Set task:
Lift out each line of the data that holds "index".

^^^^^^^^

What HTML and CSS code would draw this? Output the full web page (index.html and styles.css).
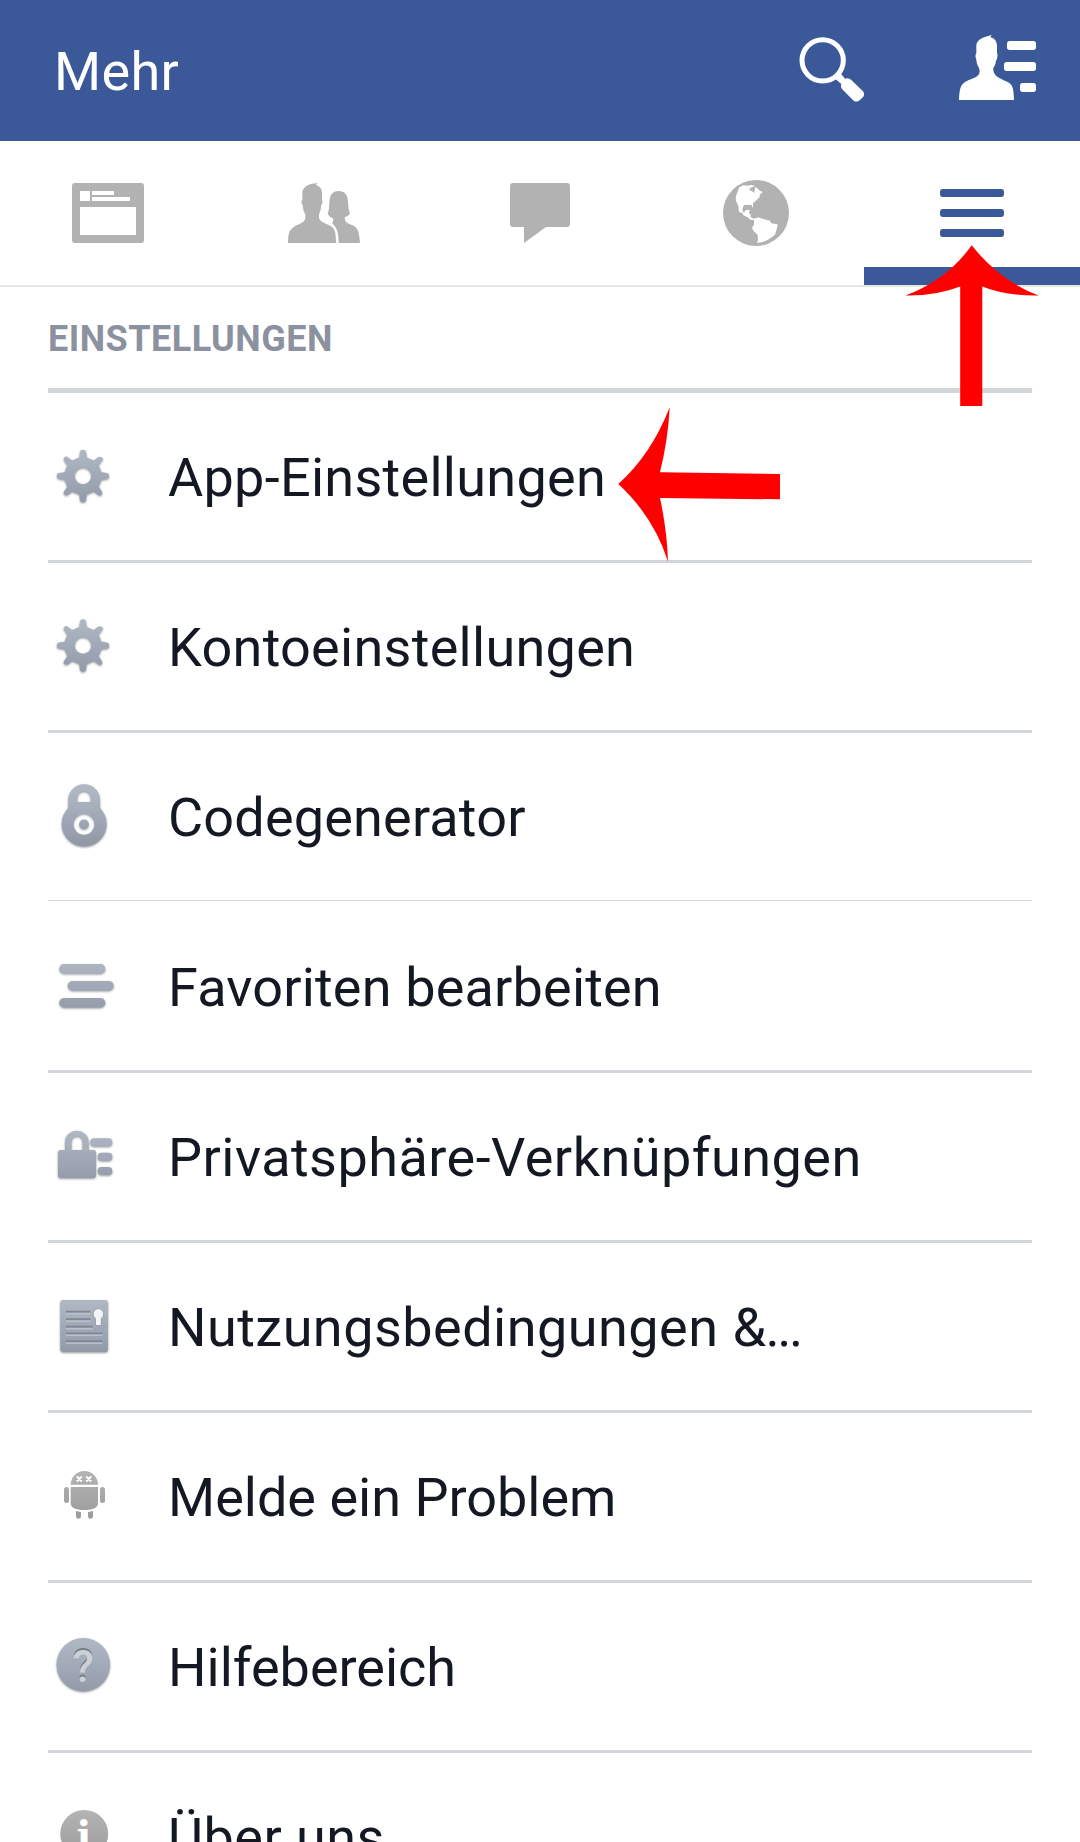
FILE: index.html
```html
<!DOCTYPE html>
<html lang="de">
<head>
<meta charset="utf-8">
<title>Mehr</title>
<link rel="stylesheet" href="styles.css">
</head>
<body>
<svg class="defs" width="0" height="0" aria-hidden="true">
  <defs>
    <linearGradient id="steel" gradientUnits="userSpaceOnUse" x1="0" y1="8" x2="0" y2="62">
      <stop offset="0" stop-color="#afb8c2"/><stop offset=".55" stop-color="#a0a8b7"/><stop offset="1" stop-color="#9299a6"/>
    </linearGradient>
    <linearGradient id="gray" gradientUnits="userSpaceOnUse" x1="0" y1="8" x2="0" y2="58">
      <stop offset="0" stop-color="#b4b4b4"/><stop offset="1" stop-color="#9b9b9b"/>
    </linearGradient>
    <mask id="hub" maskUnits="userSpaceOnUse" x="0" y="0" width="72" height="72">
      <rect width="72" height="72" fill="#fff"/><circle cx="35" cy="35" r="8.300"/>
    </mask>
    <path id="gear" mask="url(#hub)" d="M31.300 16.500L32 11Q32.300 8.800 35 8.800T38 11L38.700 16.500L45.800 19.400L50.200 16.200Q52.200 15 54 16.500T53.800 19.800L50.600 24.200L53.500 31.300L59 32Q61.200 32.300 61.200 35T59 38L53.500 38.700L50.600 45.800L53.800 50.200Q55 52.200 53.500 53.800T50.200 53.800L45.800 50.600L38.700 53.500L38 59Q37.700 61.200 35 61.200T32 59L31.300 53.500L24.200 50.600L19.800 53.800Q17.800 55 16.300 53.500T16.200 50.200L19.400 45.800L16.500 38.700L11 38Q8.800 37.700 8.800 35T11 32L16.500 31.300L19.400 24.200L16.200 19.800Q15 17.800 16.500 16.300T19.800 16.200L24.200 19.400z"/>
  </defs>
</svg>
<div class="screen">
  <header class="bar">
    <h1 class="title">Mehr</h1>
    <svg class="search" viewBox="116 109 198 195">
      <circle cx="187" cy="179" r="62" fill="none" stroke="#fff" stroke-width="15"/>
      <path fill="#fff" d="M226 236L242 219L254 234Q266 231 273 238L308 272Q314 280 309 288L298 299Q289 306 280 300L245 265Q240 258 243 250z"/>
    </svg>
    <svg class="contacts" viewBox="597 105 234 195" fill="#fff">
      <path d="M597 300C598 270 601 258 611 249C624 238 655 234 658 220Q660 212 657 203C651 195 650 187 649 180Q645 173 647 163L649 160V138C649 122 664 112 695 105L691 112C704 115 711 123 711 140V160Q714 163 712 170Q712 178 708 182C707 192 704 198 700 203V212C704 234 732 238 748 249C760 258 761 272 762 300z"/>
      <rect x="741" y="123" width="87" height="27" rx="8"/><rect x="732" y="186" width="96" height="27" rx="8"/><rect x="780" y="249" width="48" height="27" rx="8"/>
    </svg>
  </header>
  <nav class="tabs">
    <div class="tab"><svg width="72" height="60" viewBox="0 0 72 60"><path fill-rule="evenodd" d="M3 0H69Q72 0 72 3V57Q72 60 69 60H3Q0 60 0 57V3Q0 0 3 0zM8 8V18H18V8zM20 8V12H42V8zM20 14V18H58V14zM8 24V52H64V24z"/></svg></div>
    <div class="tab"><svg width="72" height="60" viewBox="864 549 216 180">
      <path d="M864 729C865 700 867 692 880 682C895 672 914 669 916 655V643C909 632 909 622 908 615C903 610 903 603 907 600V578C907 562 924 551 952 549L948 555C960 558 966 568 966 582V600C969 603 968 612 964 615Q963 632 957 643V655C962 669 986 672 997 682C1006 690 1008 705 1008 729z"/>
      <path d="M1016 729C1016 705 1012 688 1004 678Q998 672 996 669Q1002 665 999 655Q988 651 983 642Q988 630 988 610C988 582 1000 573 1016 573C1034 573 1043 585 1044 605Q1045 630 1050 641Q1045 648 1034 652Q1034 664 1042 669C1055 675 1068 678 1073 690Q1078 702 1080 729z"/>
    </svg></div>
    <div class="tab"><svg width="60" height="60" viewBox="0 0 60 60"><path d="M3 0H57Q60 0 60 3V41Q60 44 57 44H36L14 60V44H3Q0 44 0 41V3Q0 0 3 0z"/></svg></div>
    <div class="tab"><svg width="66" height="66" viewBox="129 60 198 198">
      <circle cx="228" cy="159" r="99"/>
      <path fill="#fff" d="M178 82L190 76L202 77L215 75L225 78L210 84L208 90L220 96L223 99L225 82L231 83L240 93L248 95L244 101L239 103L239 111L228 122L219 130V144L214 134L192 135L188 144V154L192 158L196 151L205 149L210 151L206 160L212 163V172L222 176L234 172L250 177L270 182L274 190L293 193C293 204 288 212 285 224C268 238 252 248 231 248L234 240L233 225L220 212L216 203L222 194V180L211 179L203 172L190 166L187 160L177 155L175 138L168 123Q166 108 171 100z"/>
    </svg></div>
    <div class="tab active"><svg width="64" height="48" viewBox="0 0 64 48"><rect width="64" height="8" rx="3"/><rect y="20" width="64" height="8" rx="3"/><rect y="40" width="64" height="8" rx="3"/></svg></div>
  </nav>
  <main class="list">
    <h2 class="section">EINSTELLUNGEN</h2>
    <div class="row"><svg class="icon" viewBox="0 0 72 71"><use href="#gear"/></svg><span class="label wide">App-Einstellungen</span></div>
    <div class="row"><svg class="icon" viewBox="0 0 72 71"><use href="#gear" y="-.5"/></svg><span class="label wide">Kontoeinstellungen</span></div>
    <div class="row hairline"><svg class="icon" viewBox="0 0 72 71">
      <path fill-rule="evenodd" d="M20.300 27V18A15.900 15.900 0 0 1 52 18V27A22.500 22.500 0 1 1 20.300 27zM29.300 21H42.700V17A6.700 6.700 0 0 0 29.300 17zM36 32.800a10.500 10.500 0 1 0 .01 0z"/><circle cx="36" cy="43.300" r="4.800"/>
    </svg><span class="label open">Codegenerator</span></div>
    <div class="row"><svg class="icon" viewBox="0 0 72 71"><rect x="11.300" y="13" width="46" height="9.500" rx="4.700"/><rect x="19.700" y="30" width="46" height="9.500" rx="4.700"/><rect x="11.300" y="47" width="46" height="9.500" rx="4.700"/></svg><span class="label open">Favoriten bearbeiten</span></div>
    <div class="row"><svg class="icon" viewBox="0 0 72 71">
      <path fill-rule="evenodd" d="M10 32Q10 29 13 29H17V21.500A11.800 11.800 0 0 1 40.700 21.500V29H45Q48 29 48 32V54Q48 57 45 57H13Q10 57 10 54zM23.500 29H34.500V21Q34 15.300 29 15.300T23.500 21z"/>
      <rect x="42.300" y="17.300" width="22" height="8" rx="4"/><rect x="49.700" y="31.700" width="14.600" height="8" rx="4"/><rect x="49.700" y="46" width="14.600" height="8" rx="4"/>
    </svg><span class="label wider">Privatsphäre-Verknüpfungen</span></div>
    <div class="row"><svg class="icon" viewBox="0 0 72 71">
      <rect x="12.300" y="9" width="47.700" height="52" rx="3"/>
      <path fill="none" stroke="#7e8796" stroke-width="1.800" d="M18 20.700H42.300M18 28.200H42.300M18 35.700H44.700M18 42.300H54.300M18 50.200H54.300"/>
      <path fill="none" stroke="#b9c0ca" stroke-width="1.500" d="M18 22.700H42.300M18 30.200H42.300M18 37.700H44.700M18 44.300H54.300M18 52.200H54.300"/>
      <path fill="#f4f5f6" stroke="#8b94a1" stroke-width=".8" d="M50.300 17.500a5.500 5.500 0 0 1 3 10V34.500H47.500V27.500a5.500 5.500 0 0 1 2.800-10z"/>
    </svg><span class="label wider">Nutzungsbedingungen &amp;<span class="dots">...</span></span></div>
    <div class="row"><svg class="icon flat" viewBox="0 0 72 71">
      <path d="M22.700 23.700A13.600 13.600 0 0 1 50 23.700zM22.700 26H50V42Q50 49 36.300 49T22.700 42z"/>
      <rect x="16" y="26" width="5" height="16" rx="2.500"/><rect x="52" y="26" width="5" height="16" rx="2.500"/>
      <path d="M28 50L33 51V55.500Q33 57.700 30.500 57.700T28 55.500zM45 50L40 51V55.500Q40 57.700 42.500 57.700T45 55.500z"/>
      <path fill="none" stroke="#fff" stroke-width="1.900" d="M28.800 15.500L33.800 20.500M33.800 15.500L28.800 20.500M38.200 15.500L43.200 20.500M43.200 15.500L38.200 20.500"/>
    </svg><span class="label">Melde ein Problem</span></div>
    <div class="row"><svg class="icon disc" viewBox="0 0 72 71"><circle cx="35.300" cy="33.700" r="26.700"/><text class="mark shade" x="35.300" y="49">?</text><text class="mark" x="35.300" y="50.500">?</text></svg><span class="label">Hilfebereich</span></div>
    <div class="row"><svg class="icon flat" viewBox="0 0 72 71"><circle cx="36.200" cy="33" r="24"/><text class="info" x="36" y="48">i</text></svg><span class="label wider">Über uns</span></div>
  </main>
  <svg class="arrows" viewBox="0 0 1080 1842" fill="#f00" aria-hidden="true">
    <path d="M971.700 245.300Q1000 281 1038.700 295.500Q1006 296 982.300 286.500V406H960.200V286.500Q936 296 905.500 295.500Q947 280 971.700 245.300z"/>
    <path d="M618.300 484Q651 455 669.700 407.300Q668 440 660 472.300L780 474V499.300L660 498Q667 530 668 561.700Q654 517 618.300 484z"/>
  </svg>
</div>
</body>
</html>
```
FILE: styles.css
```css
* { box-sizing: border-box; }
body { margin: 0; background: #fff; font-family: Roboto, "Liberation Sans", sans-serif; }
.defs { position: absolute; }
.screen { position: relative; height: 1842px; overflow: hidden; }
.bar { display: flex; align-items: center; height: 141px; padding: 0 43px 0 54px; background: #3b5998; color: #fff; }
.title { flex: 1; margin: 0; padding-top: 2px; font-size: 54px; font-weight: 400; line-height: 63px; letter-spacing: .3px; }
.search { width: 66px; height: 65px; margin: 0 94px 3px 0; }
.contacts { width: 78px; height: 65px; margin-bottom: 6px; }
.tabs { display: grid; grid-template-columns: repeat(5, 1fr); height: 146px; border-bottom: 2px solid #e5e5e5; fill: #b2b2b2; }
.tab { display: flex; align-items: center; justify-content: center; }
.tab.active { fill: #3b5998; box-shadow: inset 0 -18px #3b5998; }
.list { padding: 0 48px; }
.section { height: 106px; margin: 0; padding-top: 31px; border-bottom: 5px solid #d2d6db; color: #8b919f; font-size: 36px; font-weight: 700; line-height: 42px; letter-spacing: .48px; }
.row { display: flex; align-items: center; gap: 48px; height: 170px; border-bottom: 3px solid #d2d6db; }
.row.hairline { border-bottom-width: 1px; height: 168px; margin-bottom: 2px; }
.icon { flex: none; width: 72px; height: 71px; overflow: visible; fill: url(#steel); filter: drop-shadow(0 1px 1px rgba(60, 65, 75, .55)); }
.icon.flat { fill: url(#gray); filter: none; }
.label { padding-top: 2px; color: #141823; font-size: 54px; line-height: 63px; white-space: nowrap; }
.label.open { letter-spacing: .18px; }
.label.wide { letter-spacing: .28px; }
.label.wider { letter-spacing: .47px; }
.dots { margin-left: -1px; letter-spacing: -2.5px; }
.mark { fill: #cdd1d6; font: 500 44px Roboto, sans-serif; text-anchor: middle; }
.mark.shade { fill: #757d89; }
.info { fill: #fff; font: 700 39px "DejaVu Serif", serif; text-anchor: middle; }
.arrows { position: absolute; top: 0; left: 0; width: 1080px; height: 1842px; pointer-events: none; }
```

^^^^^^^^

Worked solution:
What HTML and CSS code would draw this? Output the full web page (index.html and styles.css).
FILE: index.html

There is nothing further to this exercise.